As I lay here wrapped in my down comforter, drinking a cup of coffee it hit me, 14 days… yes I said it 14 days, where has the time gone? I remember when I was counting down months, then weeks now its days. With the hustle of the Holidays It seems as if time is just slipping through my fingers!

Every time I talk to someone I always get the same questions or the same response “are you ready?” “you are so lucky” “this will be a trip of a lifetime” all I want to do is scream and explain how I am no different than them, I have a past full of regrets and mistakes, I think people somehow think I am special or doing something extraordinary by leaving for a 11 months and traveling to 11 different countries, the only difference is I gave up my life to whatever god had in store for me and when he said GO I said YES. There are so many people that are far more qualified than me that deserve this trip, or more prepared than I am….. Some days I wake up searching for emotions that I so desperately want to feel.

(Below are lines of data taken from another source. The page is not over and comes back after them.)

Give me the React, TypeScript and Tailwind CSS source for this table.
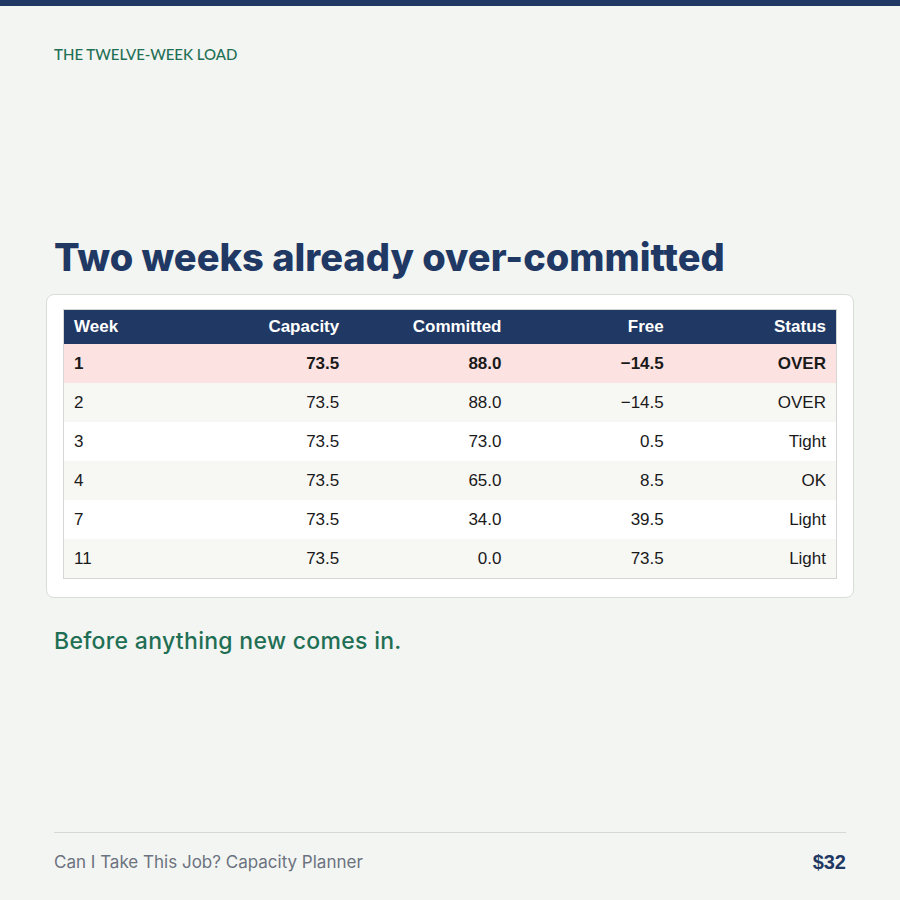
import React from "react";

const rows = [
  { w: "1", c: "73.5", m: "88.0", f: "\u221214.5", s: "OVER", kind: "over" },
  { w: "2", c: "73.5", m: "88.0", f: "\u221214.5", s: "OVER", kind: "alt" },
  { w: "3", c: "73.5", m: "73.0", f: "0.5", s: "Tight", kind: "white" },
  { w: "4", c: "73.5", m: "65.0", f: "8.5", s: "OK", kind: "alt" },
  { w: "7", c: "73.5", m: "34.0", f: "39.5", s: "Light", kind: "white" },
  { w: "11", c: "73.5", m: "0.0", f: "73.5", s: "Light", kind: "alt" },
];

export default function App() {
  return (
    <div className="w-[900px] h-[900px] bg-[#f3f5f2] flex flex-col overflow-hidden">
      <div className="h-[6px] bg-[#1f3864] shrink-0" />
      <div className="flex-1 flex flex-col px-[54px]">
        <div
          className="mt-[39px] text-[15px] leading-[18px] font-medium text-[#1f6f55]"
          style={{ fontFamily: "Lato, 'Noto Sans', sans-serif" }}
        >
          THE TWELVE-WEEK LOAD
        </div>
        <h1
          className="mt-[172px] text-[38px] leading-[44px] font-extrabold text-[#1f3864]"
          style={{ fontFamily: "Inter, 'Noto Sans', sans-serif" }}
        >
          Two weeks already over-committed
        </h1>
        <div className="mt-[15px] -mx-[8px] bg-white border border-[#d9ddd8] rounded-[8px] px-[16px] pt-[14px] pb-[18px]">
          <div
            className="border border-[#d4d7d3] text-[17px] text-[#1a1a1a]"
            style={{ fontFamily: "'Liberation Sans', Arial, sans-serif" }}
          >
            <div className="grid grid-cols-[123px_repeat(4,1fr)] h-[34px] items-center bg-[#1f3864] text-white font-bold">
              <div className="px-[10px]">Week</div>
              <div className="px-[10px] text-right">Capacity</div>
              <div className="px-[10px] text-right">Committed</div>
              <div className="px-[10px] text-right">Free</div>
              <div className="px-[10px] text-right">Status</div>
            </div>
            {rows.map((r) => (
              <div
                key={r.w}
                className={
                  "grid grid-cols-[123px_repeat(4,1fr)] h-[39px] items-center " +
                  (r.kind === "over"
                    ? "bg-[#fde2e2] font-bold"
                    : r.kind === "alt"
                    ? "bg-[#f7f7f4]"
                    : "bg-white")
                }
              >
                <div className="px-[10px]">{r.w}</div>
                <div className="px-[10px] text-right">{r.c}</div>
                <div className="px-[10px] text-right">{r.m}</div>
                <div className="px-[10px] text-right">{r.f}</div>
                <div className="px-[10px] text-right">{r.s}</div>
              </div>
            ))}
          </div>
        </div>
        <div
          className="mt-[27px] text-[23px] leading-[32px] font-medium text-[#1f6f55] tracking-[0.3px]"
          style={{ fontFamily: "Inter, 'Noto Sans', sans-serif" }}
        >
          Before anything new comes in.
        </div>
        <div className="mt-auto mb-[23px] border-t border-[#d5d8d5] pt-[14px] flex items-center justify-between h-[45px]">
          <div
            className="text-[17px] leading-[30px] text-[#6b7280]"
            style={{ fontFamily: "Inter, 'Noto Sans', sans-serif" }}
          >
            Can I Take This Job? Capacity Planner
          </div>
          <div
            className="text-[20px] leading-[30px] font-bold text-[#1f3864]"
            style={{ fontFamily: "'Liberation Sans', Arial, sans-serif" }}
          >
            $32
          </div>
        </div>
      </div>
    </div>
  );
}
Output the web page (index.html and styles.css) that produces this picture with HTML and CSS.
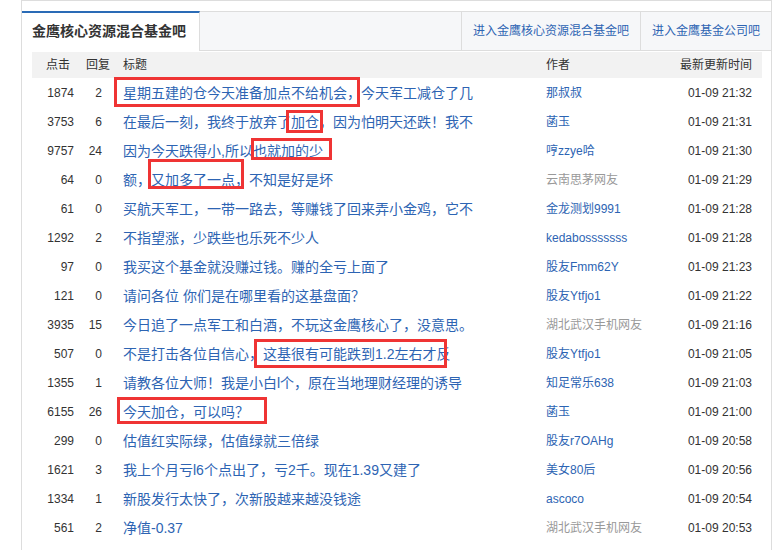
FILE: index.html
```html
<!DOCTYPE html>
<html lang="zh-CN">

<head>
    <meta charset="UTF-8">
    <title>金鹰核心资源混合基金吧</title>
    <link rel="stylesheet" href="styles.css">
</head>

<body>
    <div class="frame">
        <div class="tabbar">
            <div class="tab-active">金鹰核心资源混合基金吧</div>
            <div class="tab-space"></div>
            <a class="tab-link" href="#">进入金鹰核心资源混合基金吧</a>
            <a class="tab-link" href="#">进入金鹰基金公司吧</a>
        </div>

        <div class="list">
            <div class="row head">
                <span class="c-click">点击</span>
                <span class="c-reply">回复</span>
                <span class="c-title">标题</span>
                <span class="c-author">作者</span>
                <span class="c-time">最新更新时间</span>
            </div>
            <div class="row">
                <span class="c-click">1874</span><span class="c-reply">2</span>
                <a class="c-title" href="#">星期五建的仓今天准备加点不给机会，今天军工减仓了几</a>
                <a class="c-author" href="#">那叔叔</a><span class="c-time">01-09 21:32</span>
            </div>
            <div class="row">
                <span class="c-click">3753</span><span class="c-reply">6</span>
                <a class="c-title" href="#">在最后一刻，我终于放弃了加仓，因为怕明天还跌！我不</a>
                <a class="c-author" href="#">菡玉</a><span class="c-time">01-09 21:31</span>
            </div>
            <div class="row">
                <span class="c-click">9757</span><span class="c-reply">24</span>
                <a class="c-title" href="#">因为今天跌得小,所以也就加的少</a>
                <a class="c-author" href="#">哼zzye哈</a><span class="c-time">01-09 21:30</span>
            </div>
            <div class="row">
                <span class="c-click">64</span><span class="c-reply">0</span>
                <a class="c-title" href="#">额，又加多了一点，不知是好是坏</a>
                <span class="c-author guest">云南思茅网友</span><span class="c-time">01-09 21:29</span>
            </div>
            <div class="row">
                <span class="c-click">61</span><span class="c-reply">0</span>
                <a class="c-title" href="#">买航天军工，一带一路去，等赚钱了回来弄小金鸡，它不</a>
                <a class="c-author" href="#">金龙测划9991</a><span class="c-time">01-09 21:28</span>
            </div>
            <div class="row">
                <span class="c-click">1292</span><span class="c-reply">2</span>
                <a class="c-title" href="#">不指望涨，少跌些也乐死不少人</a>
                <a class="c-author" href="#">kedabosssssss</a><span class="c-time">01-09 21:28</span>
            </div>
            <div class="row">
                <span class="c-click">97</span><span class="c-reply">0</span>
                <a class="c-title" href="#">我买这个基金就没赚过钱。赚的全亏上面了</a>
                <a class="c-author" href="#">股友Fmm62Y</a><span class="c-time">01-09 21:23</span>
            </div>
            <div class="row">
                <span class="c-click">121</span><span class="c-reply">0</span>
                <a class="c-title" href="#">请问各位 你们是在哪里看的这基盘面？</a>
                <a class="c-author" href="#">股友Ytfjo1</a><span class="c-time">01-09 21:22</span>
            </div>
            <div class="row">
                <span class="c-click">3935</span><span class="c-reply">15</span>
                <a class="c-title" href="#">今日追了一点军工和白酒，不玩这金鹰核心了，没意思。</a>
                <span class="c-author guest">湖北武汉手机网友</span><span class="c-time">01-09 21:16</span>
            </div>
            <div class="row">
                <span class="c-click">507</span><span class="c-reply">0</span>
                <a class="c-title" href="#">不是打击各位自信心，这基很有可能跌到1.2左右才反</a>
                <a class="c-author" href="#">股友Ytfjo1</a><span class="c-time">01-09 21:05</span>
            </div>
            <div class="row">
                <span class="c-click">1355</span><span class="c-reply">1</span>
                <a class="c-title" href="#">请教各位大师！我是小白l个，原在当地理财经理的诱导</a>
                <a class="c-author" href="#">知足常乐638</a><span class="c-time">01-09 21:03</span>
            </div>
            <div class="row">
                <span class="c-click">6155</span><span class="c-reply">26</span>
                <a class="c-title" href="#">今天加仓，可以吗？</a>
                <a class="c-author" href="#">菡玉</a><span class="c-time">01-09 21:00</span>
            </div>
            <div class="row">
                <span class="c-click">299</span><span class="c-reply">0</span>
                <a class="c-title" href="#">估值红实际绿，估值绿就三倍绿</a>
                <a class="c-author" href="#">股友r7OAHg</a><span class="c-time">01-09 20:58</span>
            </div>
            <div class="row">
                <span class="c-click">1621</span><span class="c-reply">3</span>
                <a class="c-title" href="#">我上个月亏l6个点出了，亏2千。现在1.39又建了</a>
                <a class="c-author" href="#">美女80后</a><span class="c-time">01-09 20:56</span>
            </div>
            <div class="row">
                <span class="c-click">1334</span><span class="c-reply">1</span>
                <a class="c-title" href="#">新股发行太快了，次新股越来越没钱途</a>
                <a class="c-author" href="#">ascoco</a><span class="c-time">01-09 20:54</span>
            </div>
            <div class="row">
                <span class="c-click">561</span><span class="c-reply">2</span>
                <a class="c-title" href="#">净值-0.37</a>
                <span class="c-author guest">湖北武汉手机网友</span><span class="c-time">01-09 20:53</span>
            </div>
            <div class="row">
                <span class="c-click">436</span><span class="c-reply">1</span>
                <a class="c-title" href="#">大家都加仓了吗</a>
                <a class="c-author" href="#">股友Ytfjo1</a><span class="c-time">01-09 20:51</span>
            </div>
        </div>
    </div>

    <!-- red marks drawn over the screenshot -->
    <div class="mark" style="left:114px;top:77px;width:246px;height:30px"></div>
    <div class="mark" style="left:286px;top:110px;width:37px;height:23px"></div>
    <div class="mark" style="left:251px;top:138px;width:81px;height:22px"></div>
    <div class="mark" style="left:148px;top:159px;width:96px;height:30px"></div>
    <div class="mark" style="left:254px;top:339px;width:193px;height:29px"></div>
    <div class="mark" style="left:117px;top:397px;width:150px;height:27px"></div>
</body>

</html>
```

FILE: styles.css
```css
body {
    margin: 0;
    font-family: "Liberation Sans", "Noto Sans CJK SC", sans-serif;
    font-size: 12px;
    color: #333;
    background: #fff;
    overflow: hidden;
}

a {
    color: #2d64b3;
    text-decoration: none;
}

.frame {
    margin-left: 21px;
    width: 749px;
    height: 600px;
    border: 1px solid #ddd;
    border-bottom: none;
    padding-top: 10px;
}

.tabbar {
    display: flex;
    height: 38px;
    background: #f6f7f9;
    border-top: 1px solid #ddd;
    border-bottom: 1px solid #ddd;
}

.tab-active {
    width: 167px;
    margin: -1px 0;
    padding-left: 10px;
    background: #fff;
    border-top: 2px solid #2a6bb6;
    border-right: 1px solid #ddd;
    font-size: 14px;
    font-weight: bold;
    line-height: 36px;
    color: #333;
}

.tab-space {
    flex: 1;
}

.tab-link {
    padding: 0 11px;
    border-left: 1px solid #ddd;
    line-height: 38px;
    font-size: 12px;
}

.list {
    padding: 1px 9px 0 10px;
}

.row {
    display: grid;
    grid-template-columns: 48px 36px 424px 130px 1fr;
    align-items: center;
    height: 29px;
    line-height: 16px;
    white-space: nowrap;
}

.row.head {
    height: 26px;
    background: #f2f2f2;
}

.c-click {
    text-align: right;
    padding-right: 6px;
}

.c-reply {
    text-align: right;
    padding-right: 14px;
}

.c-title {
    padding-left: 7px;
    font-size: 14px;
    overflow: hidden;
}

.c-author {
    padding-left: 6px;
}

.c-author.guest {
    color: #999;
}

.c-time {
    text-align: right;
    padding-right: 10px;
}

.head .c-click {
    text-align: left;
    padding: 0 0 0 14px;
}

.head .c-reply {
    text-align: left;
    padding: 0 0 0 6px;
}

.head .c-title {
    font-size: 12px;
}

.mark {
    position: absolute;
    box-sizing: border-box;
    border: 3px solid #ef3434;
}
```
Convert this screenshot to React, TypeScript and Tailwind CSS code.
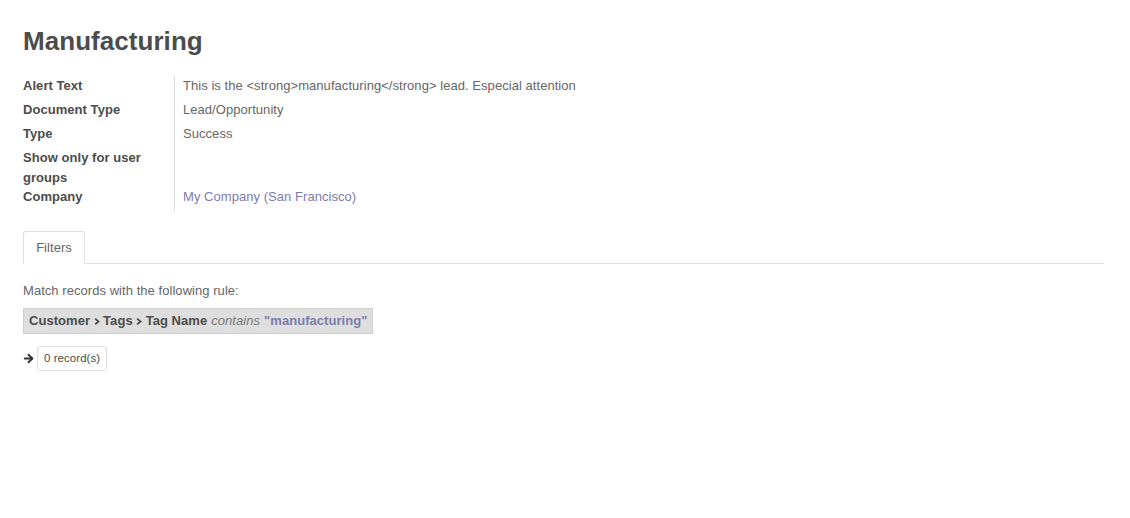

I want to be sad, or excited, or nervous and in the time I have spent searching to feel all of what I “should” be feeling I looked over that what I was feeling was PEACE. I am at complete peace, I know this is the calling god has on my life for this next season and as time  runs out here I know that I am ready, I am ready for god to wreck me, for god to romance me, for god to bend and break me. I am ready for god to take me on a journey I know I can NEVER prepare myself for.